Freelancer’s Survival Guide: Workspace
The Freelancer’s Survival Guide: Workspace
Kristine Kathryn Rusch
In my introduction to this Guide, I promised that I would answer readers’ questions. In the last week, I’ve received a wonderful response, in e-mail and in the comment section here. Many had suggestions for topics, but only one person had an actual question.
My goal is to keep this Guide lively and interactive. So in that spirit, let me share the question I received from Dave Goodwin:
I’m about to move into a new home, my first place with enough space for a dedicated office. Since creating the proper setting is the first step of any project, would you mind starting with your advice on setting up a proper workspace? I could be the first real world test for your theories.
I’ve been thinking about this question all week, because it’s tougher than it sounds. As I said in the introduction, I want this Guide to work for all types of freelancers from plumbers to writers. Since I’ve owned or been a part of four retail businesses, and started two other businesses (not counting my own professional writing), I can help with more traditional businesses as well.
Workspace Outside of the Home
At lunch on Tuesday, I met a contractor who now buys and sells distressed properties. He sat at a booth in our local Thai restaurant, phone in one hand, printouts of retail listings spread across the table, and a legal pad at his side. His laptop, closed, rested on the booth beside him.
He had stopped for lunch in the middle of a very busy day. He made calls, talked to potential clients, and scanned properties while waiting for his Pad Thai. After the food arrived, the restaurant’s owner asked about the value of some property he had seen.
This question led to more questions, which led to a discussion involving me and my husband Dean. We learned a lot about the contractor’s new business. He spent his days examining properties on 100-mile stretch of the Oregon Coast.
He had three workspaces: his car, his home office, and wherever he found himself. Fortunately, in the 21st century, we can take the important parts of our office with us.
The contractor illustrates my hesitation in tackling this topic. Workspace is what you need, when and where you need it. Workspace varies from profession to profession.
Pam, a housecleaner who recently retired, came to her clients. She carried her equipment in her truck and billed the clients who required a formal written statement from her dining room table.

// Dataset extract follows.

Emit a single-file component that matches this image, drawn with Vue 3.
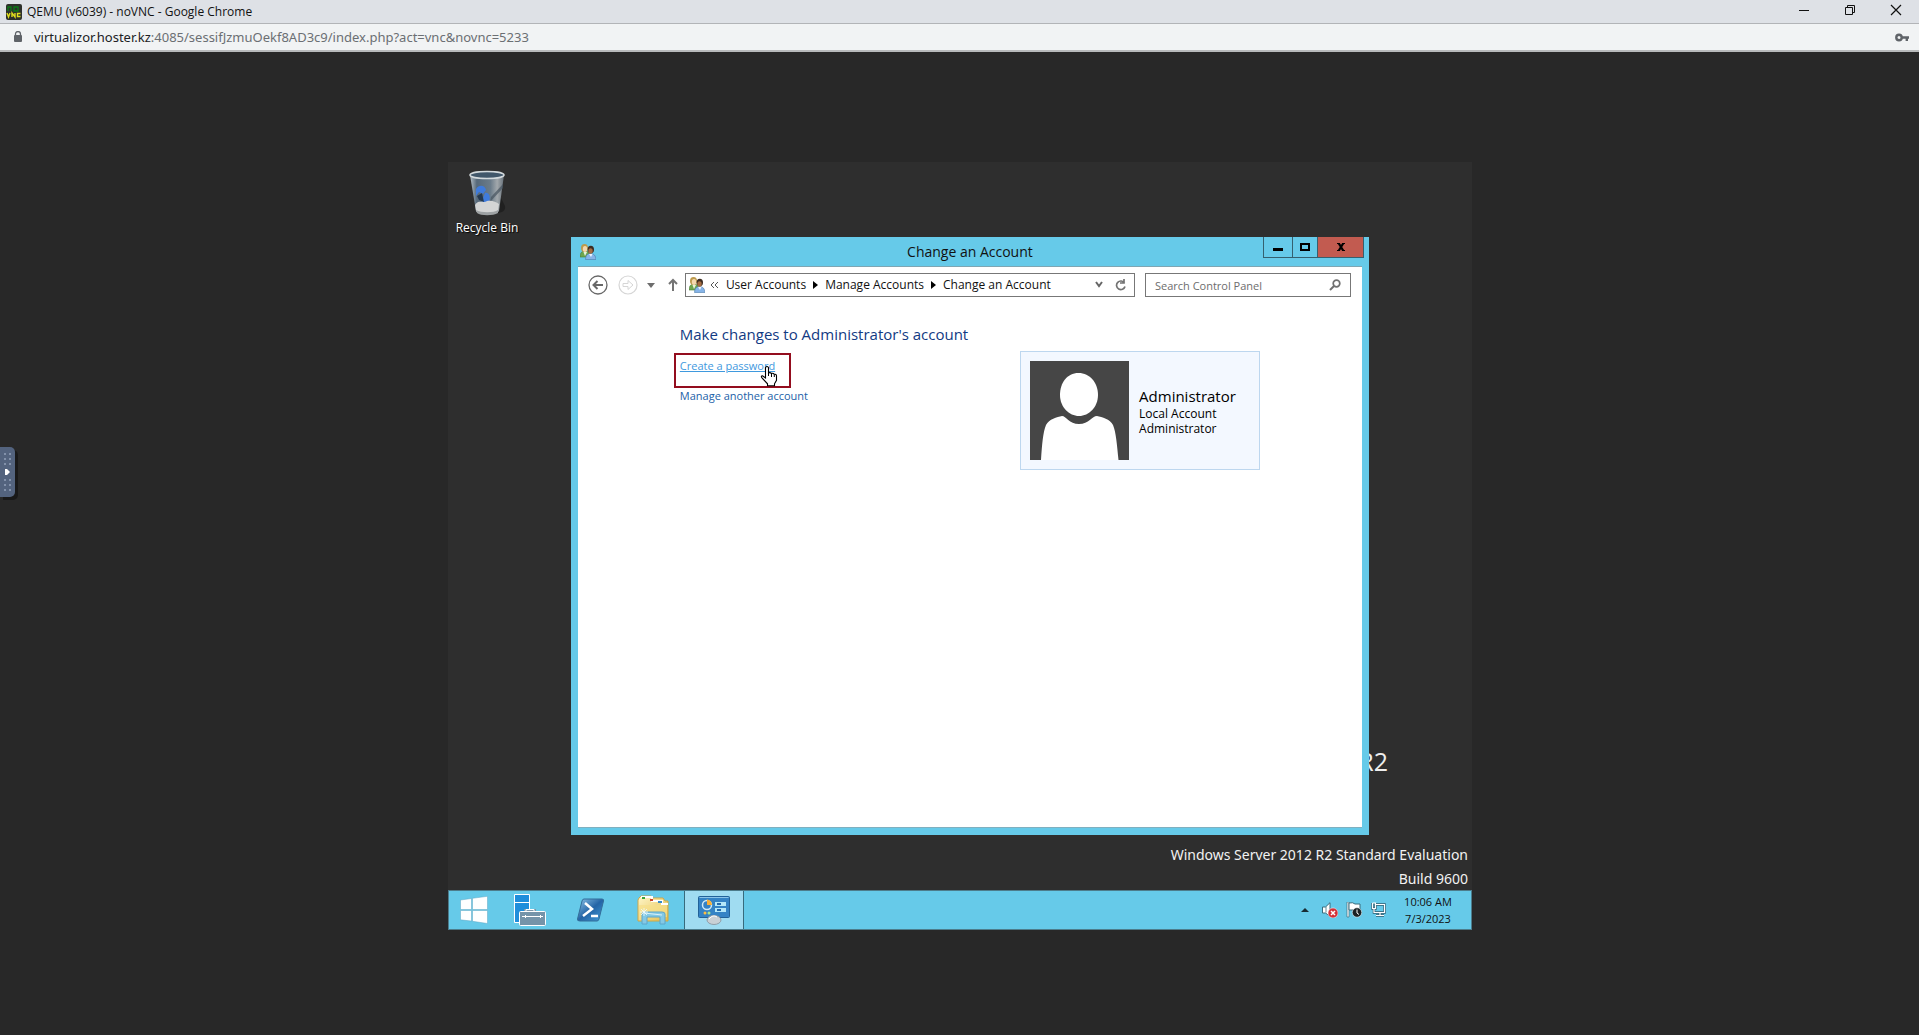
<template>
  <div class="page">
    <header class="chrome-title">
      <svg class="favicon" width="16" height="16" viewBox="0 0 16 16">
        <rect width="16" height="16" rx="2" fill="#2d302b" />
        <path d="M2 7V3h3v4M8 3h4v4H8z" fill="none" stroke="#0b7a16" stroke-width="1.3" />
        <path d="M1 9l1.500 4L4 9M6 13V9l3 4V9M14.500 9.500h-3v3h3" fill="none" stroke="#e0df1c" stroke-width="1.400" />
      </svg>
      <span class="chrome-name">QEMU (v6039) - noVNC - Google Chrome</span>
      <div class="chrome-controls">
        <button aria-label="Minimize"><svg width="12" height="12"><path d="M1 6.500h10" stroke="#111" /></svg></button>
        <button aria-label="Restore">
          <svg width="12" height="12" fill="none" stroke="#111"><path d="M1.500 3.500h7v7h-7zM3.500 3.500v-2h7v7h-2" /></svg>
        </button>
        <button aria-label="Close"><svg width="12" height="12"><path d="M1 1l10 10M11 1L1 11" stroke="#111" stroke-width="1.200" /></svg></button>
      </div>
    </header>
    <div class="chrome-url">
      <svg width="10" height="12" viewBox="0 0 10 12">
        <path d="M2.500 5V3a2.500 2.500 0 0 1 5 0v2" fill="none" stroke="#5f6368" stroke-width="1.300" />
        <rect x="1" y="4" width="8" height="7" rx="1" fill="#5f6368" />
      </svg>
      <span class="url"><b>virtualizor.hoster.kz</b>:4085/sessifJzmuOekf8AD3c9/index.php?act=vnc&amp;novnc=5233</span>
      <svg class="key" width="14" height="9" viewBox="0 0 14 9">
        <circle cx="4" cy="4.500" r="2.700" fill="none" stroke="#5f6368" stroke-width="2.400" />
        <path d="M7 3.200h7v2.600h-1V8h-2.400V5.800H7z" fill="#5f6368" />
      </svg>
    </div>

    <main class="stage">
      <button class="vnc-handle" aria-label="Open control bar">
        <svg width="16" height="50" viewBox="0 0 16 50">
          <g fill="#8291aa">
            <template v-for="y in dots" :key="y">
              <rect x="4" :y="y" width="2" height="2" />
              <rect x="9" :y="y" width="2" height="2" />
            </template>
          </g>
          <path d="M5 22h2l3 3-3 3H5z" fill="#fff" />
        </svg>
      </button>

      <div class="desktop">
        <div class="workspace">
          <a class="recycle" href="#">
            <svg width="38" height="46" viewBox="0 0 38 46">
              <defs>
                <linearGradient id="glass" x1="0" x2="1" y1="0" y2="0">
                  <stop offset="0" stop-color="#b4bec5" />
                  <stop offset=".2" stop-color="#56697a" />
                  <stop offset=".6" stop-color="#6b7c8a" />
                  <stop offset=".8" stop-color="#a2a8ac" />
                  <stop offset="1" stop-color="#67717a" />
                </linearGradient>
              </defs>
              <path d="M31 24l6 12c1 5-4 7-8 7z" fill="#202020" />
              <path d="M2 5l6 36c1 4 21 4 23 0l5-36z" fill="url(#glass)" />
              <path d="M35 14L23 27l-1 5 13-14z" fill="#46535e" opacity=".7" />
              <path d="M8 19c3-5 9-4 10 1l-3 4-4-2-3 4zM14 31l3-8c4-1 6 4 4 9l-5 2z" fill="#3f7bdc" />
              <path d="M9 26l5-3 2 9-5-2z" fill="#24384f" />
              <path d="M7 35c4-6 8-1 12-4 5-1 9 1 12 3l-1 7c-4 4-19 4-22 0z" fill="#d4d5d5" />
              <path d="M8 40c5 3 18 3 22 0v3c-5 3-17 3-21 0z" fill="#9da1a3" />
              <ellipse cx="19" cy="5" rx="17" ry="3.500" fill="#41576a" stroke="#d4dadd" stroke-width="1.500" />
            </svg>
            <span>Recycle Bin</span>
          </a>

          <div class="wallpaper-mark">R2</div>
          <div class="watermark">
            <p>Windows Server 2012 R2 Standard Evaluation</p>
            <p>Build 9600</p>
          </div>

          <section class="window">
            <header class="titlebar">
              <svg class="users-icon" width="16" height="16" viewBox="0 0 16 16"><use href="#users" /></svg>
              <h1>Change an Account</h1>
              <div class="controls">
                <button class="min" aria-label="Minimize window"><svg width="10" height="10"><path d="M0 6h10v3H0z" /></svg></button>
                <button class="max" aria-label="Maximize window">
                  <svg width="10" height="10"><path d="M1 2h8v6H1z" fill="none" stroke="#000" stroke-width="2" /></svg>
                </button>
                <button class="close" aria-label="Close window">
                  <svg width="10" height="8"><path d="M2.500 0l5 8M7.500 0l-5 8" fill="none" stroke="#000" stroke-width="2.200" /><path d="M1 0h3v1H1zM6 0h3v1H6zM1 7h3v1H1zM6 7h3v1H6z" /></svg>
                </button>
              </div>
            </header>

            <div class="client">
              <nav class="navbar">
                <button aria-label="Back">
                  <svg width="20" height="20" fill="none" stroke="#686868">
                    <circle cx="10" cy="10" r="9" stroke-width="1.300" />
                    <path d="M15 10H6M9.500 6l-4 4 4 4" stroke-width="2" />
                  </svg>
                </button>
                <button class="forward" aria-label="Forward">
                  <svg width="20" height="20" fill="none" stroke="#d6d6d6">
                    <circle cx="10" cy="10" r="9" stroke-width="1.200" />
                    <path d="M5 8.500h5v-3l5 4.500-5 4.500v-3H5z" />
                  </svg>
                </button>
                <button class="recent" aria-label="Recent locations"><svg width="8" height="5"><path d="M0 0h8L4 5z" fill="#6d6d6d" /></svg></button>
                <button class="up" aria-label="Up">
                  <svg width="10" height="14"><path d="M5 13V2M1 6l4-4 4 4" fill="none" stroke="#747474" stroke-width="2" /></svg>
                </button>
                <div class="address">
                  <svg width="16" height="16" viewBox="0 0 16 16"><use href="#users" /></svg>
                  <svg class="more" width="9" height="8" fill="none" stroke="#555"><path d="M4 1L1 4l3 3M8 1L5 4l3 3" /></svg>
                  <template v-for="(c, i) in crumbs" :key="c">
                    <svg v-if="i" class="sep" width="5" height="8"><path d="M0 0l5 4-5 4z" /></svg>
                    <button class="crumb">{{ c }}</button>
                  </template>
                  <button class="history" aria-label="Previous locations">
                    <svg width="8" height="8"><path d="M1 1l3 4 3-4" fill="none" stroke="#666" stroke-width="2" /></svg>
                  </button>
                  <button class="refresh" aria-label="Refresh">
                    <svg width="12" height="12"><path d="M9.500 4A4.300 4.300 0 1 0 10 7.500M5 4h4V0" fill="none" stroke="#737373" stroke-width="1.700" /></svg>
                  </button>
                </div>
                <label class="search">
                  <input type="text" placeholder="Search Control Panel" aria-label="Search Control Panel" />
                  <svg width="12" height="12" fill="none" stroke="#707070"><circle cx="7.500" cy="4.500" r="3.300" stroke-width="1.700" /><path d="M5 7l-4 4" stroke-width="2" /></svg>
                </label>
              </nav>

              <div class="content">
                <div class="tasks">
                  <h2>Make changes to Administrator's account</h2>
                  <div class="marked">
                    <a class="hovered" href="#">Create a password</a>
                    <svg class="pointer" width="18" height="22" viewBox="0 0 18 22">
                      <path d="M5.500 13V2.500q1.500-2 3 0V8q1.500-1 3 .5 1.500-.8 2.800.8 2-.5 2.200 1.500v4.500l-2 3.500v2H7.500v-2L2 13q-1.500-2 .5-2.200z" fill="#fff" stroke="#000" stroke-width="1.100" />
                      <path d="M8.500 7v4M11.500 8.500V12M14.300 9.500V12" stroke="#000" fill="none" />
                    </svg>
                  </div>
                  <a class="another" href="#">Manage another account</a>
                </div>
                <div class="account">
                  <svg width="99" height="99" viewBox="0 0 99 99">
                    <path d="M0 0h99v99H0z" fill="#464646" />
                    <path d="M48.500 12C60 12 68 22 68 34S59 55 49 55 30 46 30 34s7-22 18.500-22z" fill="#fff" />
                    <path d="M11 99c1-15 2-28 5-35 3-6 11-8 16-9 4 0 7 8 17 8s13-8 18-8c5 1 13 3 16 9 3 7 4 20 5.500 35z" fill="#fff" />
                  </svg>
                  <div class="account-text">
                    <strong>Administrator</strong>
                    <span>Local Account</span>
                    <span>Administrator</span>
                  </div>
                </div>
              </div>
            </div>
          </section>
        </div>

        <footer class="taskbar">
          <button class="start" aria-label="Start">
            <svg width="28" height="28" viewBox="0 0 28 28" fill="#fff" stroke="#5ca6c4" stroke-width=".5">
              <path d="M.5 4L11.500 2.500v11H.5zM12.500 2.300L27.500.3v13.200h-15zM.5 14.500h11v10.600L.5 23.800zM12.500 14.500h15v13l-15-2.200z" />
            </svg>
          </button>
          <button aria-label="Server Manager">
            <svg width="34" height="34" viewBox="0 0 34 34" stroke="#fff">
              <path d="M2.500 1.500h15v28h-15z" fill="#1f8edb" />
              <path d="M2 9.500h16" />
              <path d="M13.500 20v-2.500h9V20" fill="none" stroke="#7c96aa" stroke-width="3" />
              <path d="M14 19v-2.500h8V19" fill="none" />
              <rect x="7.500" y="18.500" width="26" height="14" rx="1" fill="#7594a9" />
              <path d="M10 23.500h21M13.500 22v3M28.500 22v3" />
            </svg>
          </button>
          <button aria-label="Windows PowerShell">
            <svg width="30" height="26" viewBox="0 0 30 26">
              <defs>
                <linearGradient id="ps" x1="0" y1="0" x2="1" y2="1"><stop stop-color="#8fc6e9" /><stop offset=".5" stop-color="#2464a6" /><stop offset="1" stop-color="#419cda" /></linearGradient>
              </defs>
              <path d="M8 2h18q2 0 1.500 2L23 22q-.5 2-2 2H4q-3 0-2.500-2L6 4q.5-2 2-2z" fill="url(#ps)" stroke="#336d99" />
              <path d="M9 6l7 6L7 19M15 19h7" fill="none" stroke="#fff" stroke-width="2.500" />
            </svg>
          </button>
          <button aria-label="File Explorer">
            <svg width="34" height="32" viewBox="0 0 34 32">
              <defs>
                <linearGradient id="folder" x1="0" y1="0" x2="1" y2="1"><stop stop-color="#fff7c9" /><stop offset="1" stop-color="#e4bd4b" /></linearGradient>
              </defs>
              <path d="M3 4l2-2h10l2 2h10l2 3h3v20H2V6z" fill="url(#folder)" stroke="#cda746" />
              <path d="M5 3h11v4h10v3h6" fill="none" stroke="#fff" stroke-width="2" />
              <path d="M6 3h3v2H6z" fill="#39a439" /><path d="M14 5h3v2h-3z" fill="#cb472d" /><path d="M22 7h4v2h-4z" fill="#398ac6" />
              <path d="M3 11h28v12H3z" fill="#f7e08a" opacity=".7" />
              <path d="M6 30V20q0-2 2-2h18q3 0 3 2v10h-5v-7H11v7z" fill="#83c9e5" stroke="#5da6ca" />
              <path d="M8 19l18 2M8 14v8M4 18h8M5 15l6 6M11 15l-6 6" stroke="#effcff" stroke-width=".8" />
            </svg>
          </button>
          <button class="active" aria-label="Control Panel">
            <svg width="34" height="30" viewBox="0 2 34 30">
              <rect x="1.500" y="3.500" width="31" height="21" rx="1" fill="#3483c5" stroke="#216299" />
              <path d="M2.500 4.500h29" stroke="#8bc5e9" />
              <circle cx="10" cy="12" r="4.500" fill="#3382c5" stroke="#cfeaf7" stroke-width="1.500" />
              <path d="M10 12V6.500a5.500 5.500 0 0 1 5 5.500z" fill="#f6ae36" />
              <path d="M18 9h11v4H18zM18 15h11v4H18z" fill="#b4e7f8" /><path d="M20 10h4v2h-4zM20 16h4v2h-4z" fill="#256aac" />
              <circle cx="8" cy="20" r="1.500" fill="#ffbd40" /><circle cx="12" cy="20" r="1.500" fill="#a9e78b" />
              <ellipse cx="17" cy="27" rx="7" ry="4.500" fill="#c9d0d5" stroke="#8f9da7" />
              <path d="M12 26q4-5 8-2" stroke="#fff" fill="none" />
            </svg>
          </button>

          <div class="tray">
            <button class="tray-up" aria-label="Show hidden icons"><svg width="8" height="4"><path d="M0 4h8L4 0z" fill="#182b33" /></svg></button>
            <button aria-label="Volume">
              <svg width="16" height="16" viewBox="0 0 16 16">
                <path d="M.5 5h3L8 .7v13.600L3.500 11h-3z" fill="#fff" stroke="#3a6c7d" /><path d="M4 4.500v6" stroke="#638b99" />
                <circle cx="11" cy="11" r="5" fill="#d32f37" stroke="#fff" stroke-width=".5" /><path d="M9 9l4 4M13 9l-4 4" stroke="#fff" stroke-width="1.500" />
              </svg>
            </button>
            <button aria-label="Action Center">
              <svg width="16" height="16" viewBox="0 0 16 16">
                <path d="M1 0h2v15H1z" fill="#fff" stroke="#3a6c7d" stroke-width=".7" /><path d="M3 1q4-1 6 1h5v8H9L7 8H3z" fill="#fff" stroke="#3a6c7d" />
                <circle cx="11" cy="10.500" r="4.700" fill="#1a2225" stroke="#fff" stroke-width=".5" /><path d="M11 7.500v3.500l2 1.500" stroke="#fff" fill="none" />
              </svg>
            </button>
            <button aria-label="Network">
              <svg width="16" height="16" viewBox="0 0 16 16" fill="none">
                <path d="M6 2.500h8.500v8H6M10 11v3M6 13.500h8M2.500 1v5.500h3V1M4 6v4.500h2" stroke="#315d70" stroke-width="2.500" />
                <path d="M6 2.500h8.500v8H6M10 11v3M6 13.500h8M2.500 1v5.500h3V1h-3M4 6v4.500h2" stroke="#fff" stroke-width="1.200" />
              </svg>
            </button>
            <button class="clock"><span>10:06 AM</span><span>7/3/2023</span></button>
          </div>
        </footer>
      </div>
    </main>

    <!-- shared two-user symbol -->
    <svg class="sprite" width="0" height="0">
      <symbol id="users" viewBox="0 0 16 16">
        <path d="M0 13q0-6 5-6t5 6z" fill="#6da64e" stroke="#4a7c36" stroke-width=".6" />
        <ellipse cx="4.500" cy="4" rx="3.500" ry="4" fill="#bd9a4c" />
        <ellipse cx="5" cy="5" rx="2.200" ry="3" fill="#f4d8ae" />
        <path d="M3.500 8L5 12l2-4z" fill="#e7f3da" />
        <path d="M5.500 15.500q0-6 5-6t5.500 6z" fill="#86b4e8" stroke="#4c7cad" stroke-width=".6" />
        <ellipse cx="10.800" cy="5.500" rx="3.200" ry="3.800" fill="#3d2c21" />
        <ellipse cx="10.500" cy="7" rx="2.200" ry="2.800" fill="#a66d42" />
        <path d="M9 10l2 3 1.500-3z" fill="#eef6ff" />
      </symbol>
    </svg>
  </div>
</template>

<script setup>
const crumbs = ['User Accounts', 'Manage Accounts', 'Change an Account']
const dots = [6, 11, 16, 32, 37, 42]
</script>

<style>
body {
  margin: 0;
  background: #282828;
}
</style>

<style scoped>
.page {
  display: flex;
  flex-direction: column;
  min-height: 100vh;
  font-family: "Open Sans", "Noto Sans", sans-serif;
  font-size: 11px;
  color: #111;
  background: #282828;
}

* {
  box-sizing: border-box;
}

button {
  display: flex;
  align-items: center;
  justify-content: center;
  padding: 0;
  border: 0;
  background: none;
  font: inherit;
  color: inherit;
}

svg {
  display: block;
  flex: none;
}

h1, h2, p {
  margin: 0;
  font-weight: 400;
}

.sprite {
  position: absolute;
}

/* browser frame */
.chrome-title {
  display: flex;
  align-items: center;
  height: 24px;
  padding-left: 6px;
  background: #dee1e6;
  border-bottom: 1px solid #b2b4b7;
}

.chrome-name {
  flex: 1;
  margin-left: 5px;
  font-size: 12px;
}

.chrome-controls {
  display: flex;
  align-self: stretch;
}

.chrome-controls button {
  width: 46px;
  height: 20px;
}

.chrome-url {
  display: flex;
  align-items: center;
  height: 28px;
  padding: 0 10px 0 13px;
  background: #f1f3f4;
  border-bottom: 2px solid #b8babb;
  font-family: "Noto Sans", sans-serif;
  font-size: 13px;
}

.url {
  flex: 1;
  margin-left: 11px;
  color: #6b6f73;
}

.url b {
  font-weight: 400;
  color: #202124;
}

/* remote screen */
.stage {
  position: relative;
  flex: 1;
  display: flex;
  align-items: center;
  justify-content: center;
  padding: 5px 0 0 1px;
}

.vnc-handle {
  position: absolute;
  left: 0;
  top: calc(50% - 97px);
  width: 15px;
  height: 50px;
  justify-content: flex-start;
  background: #53637e;
  border-radius: 0 5px 5px 0;
  box-shadow: 3px 3px 0 #191919;
}

.desktop {
  display: flex;
  flex-direction: column;
  width: 100%;
  max-width: 1024px;
  min-height: 768px;
  background: #2e2e2e;
}

.workspace {
  position: relative;
  flex: 1;
}

.recycle {
  display: flex;
  flex-direction: column;
  align-items: center;
  gap: 4px;
  width: 78px;
  padding-top: 8px;
  color: #fff;
  font-size: 12px;
  text-decoration: none;
  line-height: 16px;
  text-shadow: 1px 1px 1px #000;
}

.wallpaper-mark {
  position: absolute;
  right: 84px;
  bottom: 113px;
  font-size: 25px;
  line-height: 32px;
  color: #eee;
}

.watermark {
  position: absolute;
  right: 4px;
  bottom: -1px;
  font-family: "Noto Sans", sans-serif;
  font-size: 14px;
  line-height: 24px;
  color: #f2f2f2;
  text-align: right;
}

.window {
  position: absolute;
  top: 75px;
  right: 103px;
  bottom: 55px;
  left: 12%;
  display: flex;
  flex-direction: column;
  padding: 0 7px 7px;
  background: #66cae9;
}

.titlebar {
  display: grid;
  grid-template-columns: 1fr auto 1fr;
  align-items: center;
  height: 29px;
}

.users-icon {
  margin-left: 2px;
}

.titlebar h1 {
  font-size: 14px;
  line-height: 20px;
}

.controls {
  display: flex;
  align-self: start;
  justify-content: flex-end;
  margin-right: -2px;
}

.controls button {
  height: 21px;
  border: 1px solid #35606f;
  border-top: 0;
}

.controls .min {
  width: 29px;
  border-right: 0;
}

.controls .max {
  width: 26px;
}

.controls .close {
  width: 46px;
  border-left: 0;
  background: #c25b50;
}

.client {
  flex: 1;
  border-top: 1px solid #7fa6b3;
  border-bottom: 1px solid #7fb0c0;
  background: #fff;
}

.navbar {
  display: flex;
  align-items: center;
  padding: 6px 11px 0 10px;
}

.forward {
  margin-left: 10px;
}

.recent {
  margin-left: 9px;
}

.up {
  margin: 0 7px 0 13px;
}

.address, .search {
  display: flex;
  align-items: center;
  height: 24px;
  border: 1px solid #777;
}

.address {
  flex: 1;
  padding: 0 7px 0 3px;
  font-size: 12px;
  line-height: 16px;
}

.more {
  margin: 0 7px 0 5px;
}

.sep {
  margin: 0 7px;
}

.history {
  margin-left: auto;
}

.refresh {
  margin-left: 12px;
}

.search {
  width: 27%;
  margin-left: 10px;
  padding: 0 9px;
}

.search input {
  flex: 1;
  min-width: 0;
  padding: 0;
  border: 0;
  outline: 0;
  background: none;
  font: inherit;
}

.search input::placeholder {
  color: #6d6d6d;
  opacity: 1;
}

.content {
  display: grid;
  grid-template-columns: 1fr 240px;
  align-items: start;
  padding: 25px 13% 0;
}

.tasks h2 {
  font-size: 15px;
  line-height: 24px;
  color: #123a83;
}

.tasks a {
  line-height: 16px;
  color: #1c5fa8;
  text-decoration: none;
}

.marked {
  position: relative;
  width: 117px;
  height: 35px;
  margin: 7px 0 0 -6px;
  padding: 3px 4px;
  border: 2px solid #930d1e;
}

.marked .hovered {
  display: block;
  color: #3f99de;
  text-decoration: underline;
}

.pointer {
  position: absolute;
  right: 11px;
  bottom: -1px;
}

.tasks .another {
  display: inline-block;
  line-height: 14px;
}

.account {
  display: flex;
  align-items: center;
  gap: 10px;
  margin-top: 29px;
  padding: 9px;
  border: 1px solid #bdd7ef;
  background: #f3f8ff;
}

.account-text {
  display: flex;
  flex-direction: column;
  padding-top: 2px;
  font-size: 12px;
  line-height: 15px;
  color: #000;
}

.account-text strong {
  font-size: 15px;
  font-weight: 400;
  line-height: 19px;
}

/* taskbar */
.taskbar {
  display: flex;
  height: 40px;
  border: 1px solid #4d7c8b;
  background: #66cae9;
}

.taskbar > button {
  width: 62px;
}

.taskbar > .start {
  width: 49px;
}

.taskbar > .active {
  width: 60px;
  border: solid #376b7d;
  border-width: 0 1px;
  background: #a0dcf1;
}

.tray {
  display: flex;
  align-items: center;
  gap: 8px;
  margin-left: auto;
  padding-right: 13px;
}

.tray-up {
  margin-right: 5px;
}

.clock {
  flex-direction: column;
  width: 60px;
  margin-left: 4px;
  line-height: 17px;
}
</style>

Thomas, a gardener, also comes to his clients. He has two trucks, an equipment shed, and a room in his house for the bookwork. Last month, he informed me that he had just learned how to operate a computer. Now his statements, which had been typewritten and minimal (Thomas does not like being indoors), have a modern structure, with a place for the current amount, past due amounts, and balance forwards. His estimate form can be customized. The new computer also enabled him to get rid of his fax machine since he has finally learned the joys of e-mail.
Sue, who owns a collectibles store, works at the shop from 10 to 6. While the entire store is her workspace, she now has a dedicated area for E-Bay. On one desk, she has a computer and printer. Behind that, she has a flat table so that she can ship items without bending over too much or reaching up too high.
Unlike most workspaces of the self-employed, Sue’s workspace provides no real privacy. She doesn’t dare hide from the walk-in customers who might buy something from her shop. Her computer set up also houses a security monitor system so that she can watch customers even if she is momentarily unable to leave her desk.
These outside-the-home workspaces have some similarities and many differences. The main similarity is that they suit the owner’s business. Pam, who rarely billed her clients since she got paid as she finished the day’s work, didn’t have a computer or a home office. She didn’t need one.
Thomas needs the home office to keep track of all of his (hated) paperwork. Eventually, he hopes to hire an assistant to help him with that part of his job, so he has designed the workspace with the future assistant in mind.
Sue doesn’t work at home. Her business has retail customers who walk through the brick-and-mortar store and retail customers who buy from her on-line. She has to accommodate both—and keep an eye on the inventory during business hours.
Those of you currently looking for work have businesses that most closely resemble the contractor’s. Your workspace exists in three locations: your home, your car, and wherever you stop. You need a cell phone and some way to remain organized on the road.
Very generally, then, what an office outside the home needs is this:
1. A phone. You must stay in contact somehow. Most of the self employed who work outside the home have cell phones. Many of these phones are sophisticated high end models that dispense with the need for a laptop. I know that Thomas synchs his phone with his new computer because he told me how much paperwork it saves him every single day.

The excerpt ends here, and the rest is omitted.